▶ _Information shown_:
## Begin
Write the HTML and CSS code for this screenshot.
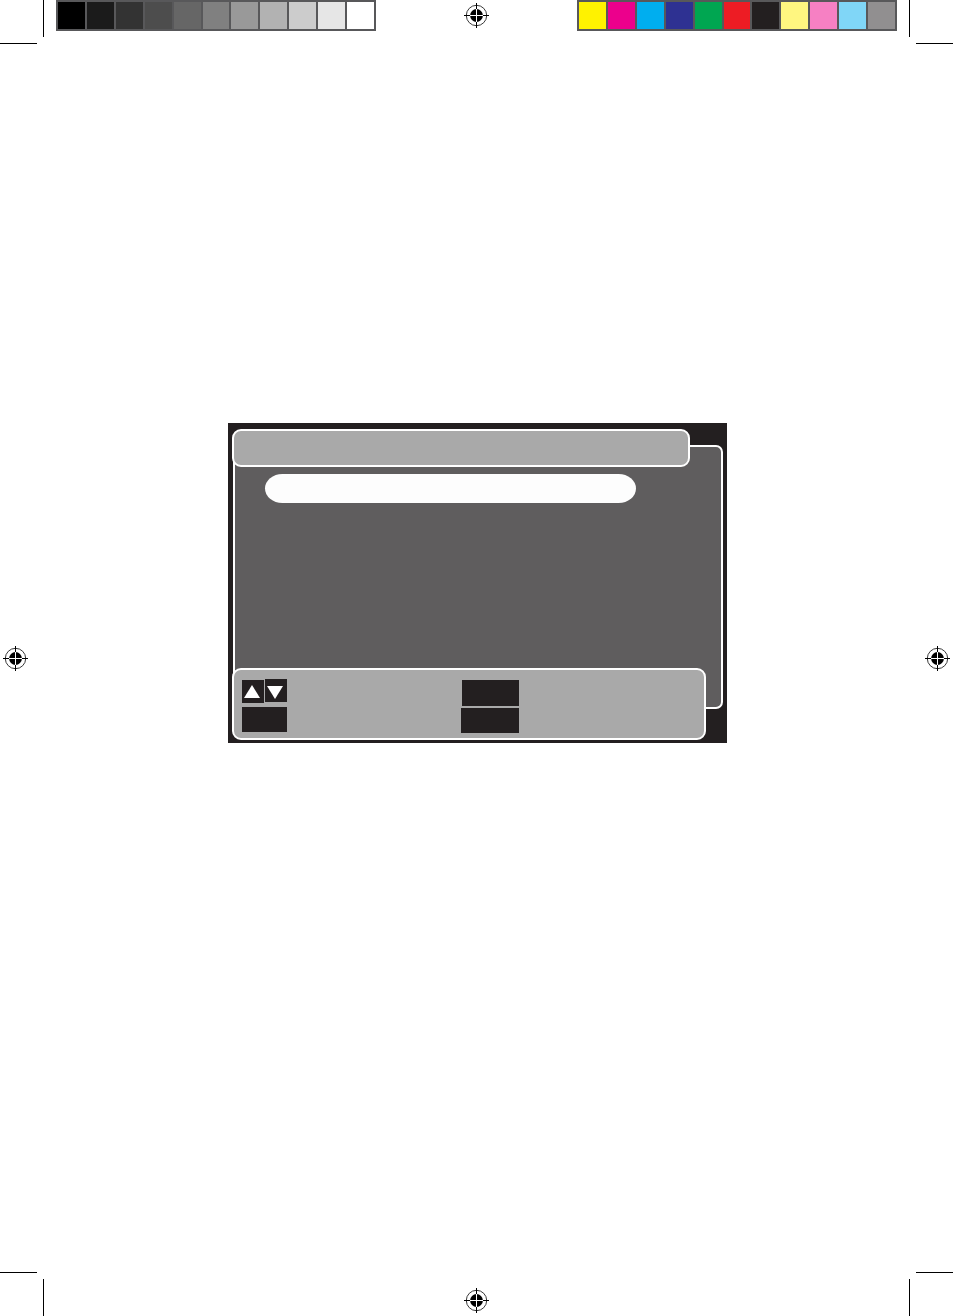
FILE: index.html
```
<!DOCTYPE html>
<html lang="en">
<head>
<meta charset="utf-8">
<title>Print proof</title>
<link rel="stylesheet" href="styles.css">
</head>
<body>
<svg class="defs" width="0" height="0" aria-hidden="true">
  <symbol id="corner" viewBox="0 0 44 44">
    <path d="M43 0h1v37h-1zM0 43h37v1H0z"/>
  </symbol>
  <symbol id="register" viewBox="0 0 25 25">
    <circle cx="12.5" cy="12.5" r="10.2" fill="none" stroke="#222" stroke-width="0.9"/>
    <circle cx="12.5" cy="12.5" r="6.4"/>
    <path d="M12 0h1v25h-1zM0 12h25v1H0z"/>
    <path d="M12 6h1v13h-1zM6 12h13v1H6z" fill="#fff"/>
  </symbol>
</svg>
<header class="edge edge-top">
  <svg class="corner"><use href="#corner"/></svg>
  <div class="bars">
    <div class="swatches">
      <span class="k100"></span><span class="k90"></span><span class="k80"></span><span class="k70"></span><span class="k60"></span><span class="k50"></span><span class="k40"></span><span class="k30"></span><span class="k20"></span><span class="k10"></span><span class="k0"></span>
    </div>
    <svg class="register"><use href="#register"/></svg>
    <div class="swatches">
      <span class="yellow"></span><span class="magenta"></span><span class="cyan"></span><span class="blue"></span><span class="green"></span><span class="red"></span><span class="black"></span><span class="light-yellow"></span><span class="light-magenta"></span><span class="light-cyan"></span><span class="gray"></span>
    </div>
  </div>
  <svg class="corner flip-x"><use href="#corner"/></svg>
</header>
<main class="sheet">
  <svg class="register"><use href="#register"/></svg>
  <section class="screen">
    <div class="screen-body"><div class="selection"></div></div>
    <div class="screen-title"></div>
    <div class="screen-keys">
      <div class="key-column">
        <div class="arrows">
          <svg class="arrow arrow-up" viewBox="0 0 22 23"><path d="M10 5L18 18H2z"/></svg>
          <svg class="arrow" viewBox="0 0 22 23"><path d="M2 7H18L10 20z"/></svg>
        </div>
        <span class="key"></span>
      </div>
      <div class="key-column key-column-wide">
        <span class="key key-tall"></span>
        <span class="key key-wide"></span>
      </div>
    </div>
  </section>
  <svg class="register"><use href="#register"/></svg>
</main>
<footer class="edge edge-bottom">
  <svg class="corner flip-y"><use href="#corner"/></svg>
  <svg class="register"><use href="#register"/></svg>
  <svg class="corner flip-xy"><use href="#corner"/></svg>
</footer>
</body>
</html>
```
FILE: styles.css
```
* { box-sizing: border-box; }

body {
  margin: 0;
  min-height: 100vh;
  display: flex;
  flex-direction: column;
  background: #fff;
  font-family: "Liberation Sans", Arial, sans-serif;
}

svg { display: block; flex: none; }
.defs { position: absolute; }

/* Printer's marks */
.corner { width: 44px; height: 44px; }
.flip-x { transform: scaleX(-1); }
.flip-y { transform: scaleY(-1); }
.flip-xy { transform: scale(-1, -1); }
.register { width: 25px; height: 25px; }

.edge {
  display: flex;
  justify-content: space-between;
}
.edge-top .register { margin-top: 3px; }
.edge-bottom .register { margin-top: 16px; }

.bars {
  flex: 1;
  display: flex;
  justify-content: space-between;
  align-items: flex-start;
  padding: 0 12px;
}
.swatches {
  flex: 0 1 320px;
  height: 31px;
  display: flex;
  gap: 2px;
  padding: 2px;
  background: #58585a;
}
.swatches span { flex: 1; }

.k100 { background: #000; }
.k90 { background: #1b1b1b; }
.k80 { background: #333; }
.k70 { background: #4d4d4d; }
.k60 { background: #666; }
.k50 { background: #808080; }
.k40 { background: #999; }
.k30 { background: #b2b2b2; }
.k20 { background: #ccc; }
.k10 { background: #e6e6e6; }
.k0 { background: #fff; }
.yellow { background: #fff200; }
.magenta { background: #ec008c; }
.cyan { background: #00aeef; }
.blue { background: #2e3192; }
.green { background: #00a651; }
.red { background: #ed1c24; }
.black { background: #231f20; }
.light-yellow { background: #fff680; }
.light-magenta { background: #f680c3; }
.light-cyan { background: #80d6f7; }
.gray { background: #918f90; }

.sheet {
  flex: 1;
  display: flex;
  align-items: center;
  padding: 0 3px;
}

/* On-screen menu */
.screen {
  flex: 1;
  align-self: flex-start;
  margin: 379px 198px 0 200px;
  padding: 6px 4px 3px;
  display: grid;
  grid-template-rows: 16px 22px 201px 41px 31px;
  background: #231f20;
}
.screen-title,
.screen-body,
.screen-keys {
  grid-column: 1;
  border: 2px solid #fff;
  border-radius: 9px;
}
.screen-title {
  grid-row: 1 / 3;
  margin-right: 33px;
  background: #a9a9a9;
}
.screen-body {
  grid-row: 2 / 5;
  margin-left: 1px;
  padding: 27px 85px 0 30px;
  border-radius: 7px;
  background: #5f5d5e;
}
.selection {
  height: 29px;
  border-radius: 18px / 15px;
  background: #fdfdfd;
}
.screen-keys {
  grid-row: 4 / 6;
  margin-right: 17px;
  padding: 9px 8px 0;
  display: grid;
  grid-template-columns: 219px 58px;
  align-items: start;
  background: #a9a9a9;
}
.key-column {
  display: flex;
  flex-direction: column;
  gap: 4px;
}
.key-column-wide {
  align-items: flex-end;
  gap: 2px;
  padding-top: 1px;
}
.arrows {
  display: flex;
  align-items: flex-start;
  gap: 1px;
  height: 24px;
}
.arrow {
  width: 22px;
  height: 23px;
  background: #231f20;
  fill: #fff;
}
.arrow-up { align-self: flex-end; }
.key {
  width: 45px;
  height: 25px;
  background: #231f20;
}
.key-tall { width: 57px; height: 26px; }
.key-wide { width: 58px; }
```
## End
▶ _Requirement_: Leave out the pictures and restate everything else word for word.

▶ _Response below_:
Write the HTML and CSS code for this screenshot.
FILE: index.html
```
<!DOCTYPE html>
<html lang="en">
<head>
<meta charset="utf-8">
<title>Print proof</title>
<link rel="stylesheet" href="styles.css">
</head>
<body>
<svg class="defs" width="0" height="0" aria-hidden="true">
  <symbol id="corner" viewBox="0 0 44 44">
    <path d="M43 0h1v37h-1zM0 43h37v1H0z"/>
  </symbol>
  <symbol id="register" viewBox="0 0 25 25">
    <circle cx="12.5" cy="12.5" r="10.2" fill="none" stroke="#222" stroke-width="0.9"/>
    <circle cx="12.5" cy="12.5" r="6.4"/>
    <path d="M12 0h1v25h-1zM0 12h25v1H0z"/>
    <path d="M12 6h1v13h-1zM6 12h13v1H6z" fill="#fff"/>
  </symbol>
</svg>
<header class="edge edge-top">
  <svg class="corner"><use href="#corner"/></svg>
  <div class="bars">
    <div class="swatches">
      <span class="k100"></span><span class="k90"></span><span class="k80"></span><span class="k70"></span><span class="k60"></span><span class="k50"></span><span class="k40"></span><span class="k30"></span><span class="k20"></span><span class="k10"></span><span class="k0"></span>
    </div>
    <svg class="register"><use href="#register"/></svg>
    <div class="swatches">
      <span class="yellow"></span><span class="magenta"></span><span class="cyan"></span><span class="blue"></span><span class="green"></span><span class="red"></span><span class="black"></span><span class="light-yellow"></span><span class="light-magenta"></span><span class="light-cyan"></span><span class="gray"></span>
    </div>
  </div>
  <svg class="corner flip-x"><use href="#corner"/></svg>
</header>
<main class="sheet">
  <svg class="register"><use href="#register"/></svg>
  <section class="screen">
    <div class="screen-body"><div class="selection"></div></div>
    <div class="screen-title"></div>
    <div class="screen-keys">
      <div class="key-column">
        <div class="arrows">
          <svg class="arrow arrow-up" viewBox="0 0 22 23"><path d="M10 5L18 18H2z"/></svg>
          <svg class="arrow" viewBox="0 0 22 23"><path d="M2 7H18L10 20z"/></svg>
        </div>
        <span class="key"></span>
      </div>
      <div class="key-column key-column-wide">
        <span class="key key-tall"></span>
        <span class="key key-wide"></span>
      </div>
    </div>
  </section>
  <svg class="register"><use href="#register"/></svg>
</main>
<footer class="edge edge-bottom">
  <svg class="corner flip-y"><use href="#corner"/></svg>
  <svg class="register"><use href="#register"/></svg>
  <svg class="corner flip-xy"><use href="#corner"/></svg>
</footer>
</body>
</html>
```
FILE: styles.css
```
* { box-sizing: border-box; }

body {
  margin: 0;
  min-height: 100vh;
  display: flex;
  flex-direction: column;
  background: #fff;
  font-family: "Liberation Sans", Arial, sans-serif;
}

svg { display: block; flex: none; }
.defs { position: absolute; }

/* Printer's marks */
.corner { width: 44px; height: 44px; }
.flip-x { transform: scaleX(-1); }
.flip-y { transform: scaleY(-1); }
.flip-xy { transform: scale(-1, -1); }
.register { width: 25px; height: 25px; }

.edge {
  display: flex;
  justify-content: space-between;
}
.edge-top .register { margin-top: 3px; }
.edge-bottom .register { margin-top: 16px; }

.bars {
  flex: 1;
  display: flex;
  justify-content: space-between;
  align-items: flex-start;
  padding: 0 12px;
}
.swatches {
  flex: 0 1 320px;
  height: 31px;
  display: flex;
  gap: 2px;
  padding: 2px;
  background: #58585a;
}
.swatches span { flex: 1; }

.k100 { background: #000; }
.k90 { background: #1b1b1b; }
.k80 { background: #333; }
.k70 { background: #4d4d4d; }
.k60 { background: #666; }
.k50 { background: #808080; }
.k40 { background: #999; }
.k30 { background: #b2b2b2; }
.k20 { background: #ccc; }
.k10 { background: #e6e6e6; }
.k0 { background: #fff; }
.yellow { background: #fff200; }
.magenta { background: #ec008c; }
.cyan { background: #00aeef; }
.blue { background: #2e3192; }
.green { background: #00a651; }
.red { background: #ed1c24; }
.black { background: #231f20; }
.light-yellow { background: #fff680; }
.light-magenta { background: #f680c3; }
.light-cyan { background: #80d6f7; }
.gray { background: #918f90; }

.sheet {
  flex: 1;
  display: flex;
  align-items: center;
  padding: 0 3px;
}

/* On-screen menu */
.screen {
  flex: 1;
  align-self: flex-start;
  margin: 379px 198px 0 200px;
  padding: 6px 4px 3px;
  display: grid;
  grid-template-rows: 16px 22px 201px 41px 31px;
  background: #231f20;
}
.screen-title,
.screen-body,
.screen-keys {
  grid-column: 1;
  border: 2px solid #fff;
  border-radius: 9px;
}
.screen-title {
  grid-row: 1 / 3;
  margin-right: 33px;
  background: #a9a9a9;
}
.screen-body {
  grid-row: 2 / 5;
  margin-left: 1px;
  padding: 27px 85px 0 30px;
  border-radius: 7px;
  background: #5f5d5e;
}
.selection {
  height: 29px;
  border-radius: 18px / 15px;
  background: #fdfdfd;
}
.screen-keys {
  grid-row: 4 / 6;
  margin-right: 17px;
  padding: 9px 8px 0;
  display: grid;
  grid-template-columns: 219px 58px;
  align-items: start;
  background: #a9a9a9;
}
.key-column {
  display: flex;
  flex-direction: column;
  gap: 4px;
}
.key-column-wide {
  align-items: flex-end;
  gap: 2px;
  padding-top: 1px;
}
.arrows {
  display: flex;
  align-items: flex-start;
  gap: 1px;
  height: 24px;
}
.arrow {
  width: 22px;
  height: 23px;
  background: #231f20;
  fill: #fff;
}
.arrow-up { align-self: flex-end; }
.key {
  width: 45px;
  height: 25px;
  background: #231f20;
}
.key-tall { width: 57px; height: 26px; }
.key-wide { width: 58px; }
```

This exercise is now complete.